Ferrite stabilisers have the effect of extending the temperature range over which alpha and delta ferrite are formed, which consequently reduces temperature range over which austenite is formed. Such elements are silicon, chromium, molybdenum, tungsten, titanium and niobium.
15. What are the effects of carbon on the properties of steel.

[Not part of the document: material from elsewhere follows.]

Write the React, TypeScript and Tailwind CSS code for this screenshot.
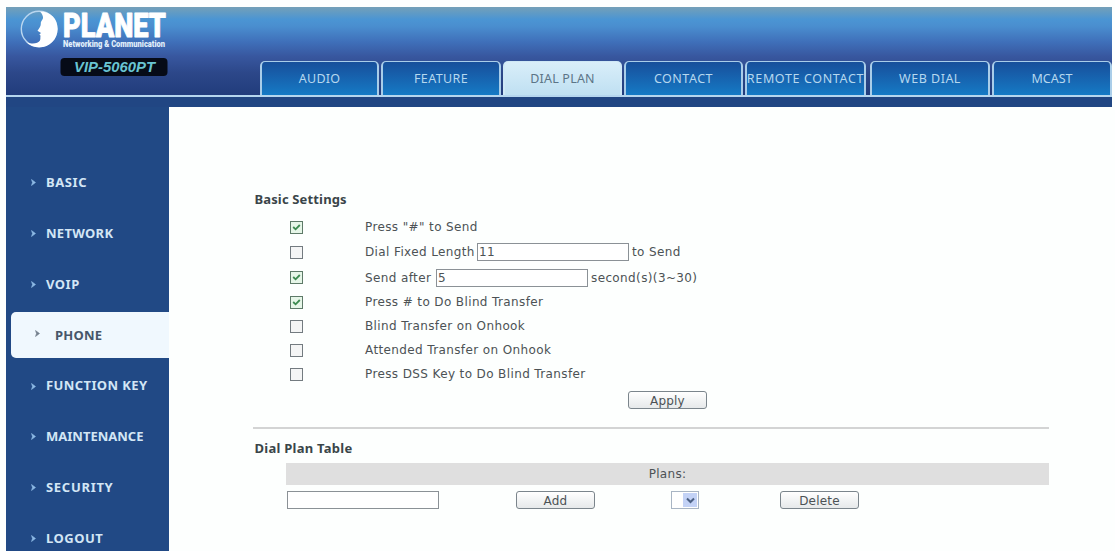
import type { ReactNode } from 'react';

const tabs = [
  { label: 'AUDIO', box: 'w-[119px] mr-[2px]', text: 'tracking-[0.2px]' },
  { label: 'FEATURE', box: 'w-[120px] mr-[2px]', text: 'tracking-[0.4px]' },
  { label: 'DIAL PLAN', box: 'w-[119px] mr-[2px]', text: 'tracking-[0.2px]' },
  { label: 'CONTACT', box: 'w-[119px] mr-[2px]', text: 'tracking-[0.5px]' },
  { label: 'REMOTE CONTACT', box: 'w-[121px] mr-[4px]', text: 'tracking-[0.65px]' },
  { label: 'WEB DIAL', box: 'w-[120px] mr-[2px]', text: 'tracking-[0.5px]' },
  { label: 'MCAST', box: 'w-[120px]', text: 'tracking-[0px]' },
];

const menu = [
  { label: 'BASIC', text: 'tracking-[0.6px]' },
  { label: 'NETWORK', text: 'tracking-[0.3px]' },
  { label: 'VOIP', text: 'tracking-[0.5px]' },
  { label: 'PHONE', text: 'tracking-[0.2px]' },
  { label: 'FUNCTION KEY', text: 'tracking-[0.4px]' },
  { label: 'MAINTENANCE', text: 'tracking-[0px]' },
  { label: 'SECURITY', text: 'tracking-[0.7px]' },
  { label: 'LOGOUT', text: 'tracking-[0.5px]' },
];

function Logo() {
  return (
    <svg width="180" height="75" viewBox="0 0 180 75" className="block overflow-visible">
      <circle cx="33" cy="22" r="17.7" fill="none" stroke="#b9d6ef" strokeWidth="1.4" />
      <path
        d="M34 4.5 C45 4.5 51.7 12 51.7 22 C51.5 32.5 43.5 40.3 33.5 40.3 C28 40.2 23.5 38.5 20 35 C25 37.5 32 37 34 33.5 C34.8 31.5 34 30.3 34.6 28.8 L33.4 27.4 L35 26 L31.5 23.8 C33.5 21 35 19 34.8 16.5 C34.6 14 37.4 12.5 37 10 C36.6 7.8 35.6 6.2 34 4.5Z"
        fill="#fff"
      />
      <text x="57" y="29.5" textLength="103" lengthAdjust="spacingAndGlyphs" fontFamily="Roboto, sans-serif" fontWeight="900" fontSize="33" fill="#fff" stroke="#fff" strokeWidth="0.9" strokeLinejoin="round">PLANET</text>
      <text x="57" y="40" textLength="102" lengthAdjust="spacingAndGlyphs" fontFamily="Roboto, sans-serif" fontWeight="900" fontSize="8.5" fill="#e2f0fb">Networking &amp; Communication</text>
      <rect x="54.5" y="51" width="107" height="18" rx="4" fill="#060b17" />
      <text x="68" y="65" textLength="81" lengthAdjust="spacingAndGlyphs" fontFamily="Liberation Sans, sans-serif" fontWeight="700" fontStyle="italic" fontSize="15.5" fill="#69c4d2">VIP-5060PT</text>
    </svg>
  );
}

function Check({ on }: { on?: boolean }) {
  return (
    <span className={`flex h-[13px] w-[13px] items-center justify-center border ${on ? 'border-[#5d7a68] bg-[#e6f6e8]' : 'border-[#737b80] bg-[#f4f5f5]'}`}>
      {on && (
        <svg width="9" height="9" viewBox="0 0 9 9">
          <path d="M1.2 4 L3.6 6.3 L7.8 2" fill="none" stroke="#3c8b50" strokeWidth="1.8" />
        </svg>
      )}
    </span>
  );
}

function Row({ on, h, children }: { on?: boolean; h: string; children: ReactNode }) {
  return (
    <div className={`flex items-center tracking-[0.38px] ${h}`}>
      <div className="ml-[37px] w-[75px]">
        <Check on={on} />
      </div>
      {children}
    </div>
  );
}

function Button({ children, className }: { children: ReactNode; className: string }) {
  return (
    <button className={`flex h-[18px] items-center justify-center rounded-[3px] border border-[#7b858c] bg-linear-to-b from-white to-[#e6e9ea] pt-px leading-none tracking-[0.2px] ${className}`}>
      {children}
    </button>
  );
}

export default function App() {
  return (
    <div className="h-[551px] w-[1115px] overflow-hidden bg-[#fdfffe] pl-[6px] pr-[3px] pt-[7px] font-['DejaVu_Sans',sans-serif] text-[12px] text-[#4c5255]">
      <header className="flex h-[88px] justify-between bg-[linear-gradient(to_bottom,#74a0b8_0%,#4b95d3_14%,#4a8ecf_22%,#3f6fb9_40%,#38579f_56%,#2c4789_75%,#213c7c_100%)]">
        <Logo />
        <nav className="flex items-end font-['Noto_Sans',sans-serif] text-[12.5px]">
          {tabs.map((t) => (
            <div
              key={t.label}
              className={`flex h-[34px] items-center justify-center whitespace-nowrap rounded-t-[5px] border-x-2 border-t pt-[2px] ${t.box} ${t.text} ${
                t.label === 'DIAL PLAN'
                  ? 'border-[#cfe8f6] bg-linear-to-b from-[#d9eef9] to-[#bfe0f2] text-[#5c7587]'
                  : 'border-[#a9cde9] bg-linear-to-b from-[#174f9b] to-[#157ac5] text-[#b6d8ef]'
              }`}
            >
              {t.label}
            </div>
          ))}
        </nav>
      </header>
      <div className="h-[2px] bg-[#b5d6ef]" />
      <div className="h-[10px] bg-[#214683]" />
      <div className="flex h-[444px]">
        <nav className="h-full w-[163px] shrink-0 bg-[#214985] pt-[50.6px] font-['Noto_Sans',sans-serif] text-[13px] font-bold text-[#d3e6f5]">
          {menu.map((m) => {
            const active = m.label === 'PHONE';
            return (
              <div key={m.label} className="flex h-[50.8px] items-center pl-[5px]">
                <div className={`flex h-[46px] w-full items-center ${active ? 'rounded-l-[5px] bg-[#f0f8fe] pl-[24px] text-[#46566a]' : 'pl-[20px]'}`}>
                  <svg width="5" height="7" viewBox="0 0 5 7" className={active ? 'mb-[3px] mr-[15px]' : 'mr-[10px]'}>
                    <path d="M0.5 0.5 L4.5 3.5 L0.5 6.5 L1.5 3.5Z" fill={active ? '#74808d' : '#8fbbe6'} stroke={active ? '#74808d' : '#8fbbe6'} strokeWidth="0.6" />
                  </svg>
                  <span className={`whitespace-nowrap ${m.text}`}>{m.label}</span>
                </div>
              </div>
            );
          })}
        </nav>
        <main className="w-[880px] pl-[84px]">
          <h2 className="mt-[82px] h-[21px] font-['Noto_Sans',sans-serif] text-[13px] font-bold leading-[21px] tracking-[0.15px] text-[#3a4549]">&#8202;Basic Settings</h2>
          <div className="mt-[5px]">
            <Row on h="h-[24px]">Press "#" to Send</Row>
            <Row h="h-[26px]">
              <span className="w-[112px] whitespace-nowrap">Dial Fixed Length</span>
              <input readOnly value="11" className="h-[18px] w-[152px] border border-[#8b9196] bg-white px-[1px] outline-none" />
              <span className="ml-[3px]">to Send</span>
            </Row>
            <Row on h="h-[25px]">
              <span className="w-[71px] whitespace-nowrap">Send after</span>
              <input readOnly value="5" className="h-[18px] w-[152px] border border-[#8b9196] bg-white px-[1px] outline-none" />
              <span className="ml-[3px]">second(s)(3~30)</span>
            </Row>
            <Row on h="h-[24px]">Press # to Do Blind Transfer</Row>
            <Row h="h-[24px]">Blind Transfer on Onhook</Row>
            <Row h="h-[24px]">Attended Transfer on Onhook</Row>
            <Row h="h-[24px]">Press DSS Key to Do Blind Transfer</Row>
          </div>
          <Button className="ml-[375px] mt-[5px] w-[79px]">Apply</Button>
          <div className="mt-[18px] h-[2px] bg-[#d3d4d4]" />
          <h2 className="mt-[9px] h-[21px] font-['Noto_Sans',sans-serif] text-[13px] font-bold leading-[21px] tracking-[0.25px] text-[#3a4549]">&#8202;Dial Plan Table</h2>
          <div className="ml-[33px] mt-[4px] flex h-[22px] items-center justify-center bg-[#dfdfdf] tracking-[0.3px]">Plans:</div>
          <div className="ml-[34px] mt-[6px] flex items-center">
            <input readOnly className="h-[18px] w-[152px] border border-[#8b9196] bg-white outline-none" />
            <Button className="ml-[77px] w-[79px]">Add</Button>
            <div className="ml-[76px] flex h-[18px] w-[28px] justify-end border border-[#a9b5c4] bg-white p-[1px]">
              <span className="flex w-[14px] items-center justify-center bg-[#c3d2f6]">
                <svg width="9" height="7" viewBox="0 0 9 7">
                  <path d="M1 1.5 L4.5 5 L8 1.5" fill="none" stroke="#4c6185" strokeWidth="2" />
                </svg>
              </span>
            </div>
            <Button className="ml-[81px] w-[79px]">Delete</Button>
          </div>
        </main>
      </div>
    </div>
  );
}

Ans. In general, an increase in carbon content produces higher ultimate strength and hardness but lowers ductility and toughness of steel alloys. Carbon also increases air-hardening tendencies and weld hardness, especially in the presence of chromium. In low-alloy steel for high-temperature applications, the carbon content is usually restricted to a maximum of about 0.15% in order to assure optimum ductility for welding, expanding, and bending operations. To minimize intergranular corrosion caused by carbide precipitation, the carbon content of austenitic (18-8 type) alloys is limited in commercial specifications to a maximum of 0.08%, or even less, i.e. 0.03% in the extremely low - carbon grades used in certain corrosion-resistant applications.
In plain carbon steels in the normalised condition, the resistance to creep at temperatures be low 4400 C appears to increase with carbon content up to 0.4% carbon, at higher temperatures there is but little variation of creep properties with carbon content.
An increase in carbon content lessens the thermal and electrical conductivities of steel and increases its hardness on quenching.
16. What is the role of silicon as alloying element in steels ?
Ans. Silicon contributes greatly to the production of sound steel because of its deoxidizing and degasifying properties. When added in amounts up to 2.5%, the ultimate strength of the steel is increased without loss in ductility. Silicon in excess of 2.5% causes brittleness, and amounts higher than 5% make the steel non-malleable.
Resistance to oxidation and surface stability of steel are increased by the addition of silicon. These desirable effects partially compensate for the tendency of silicon to lower the creep properties of steel. Silicon increases the electrical resistivity of steel and decrease hysteresis losses.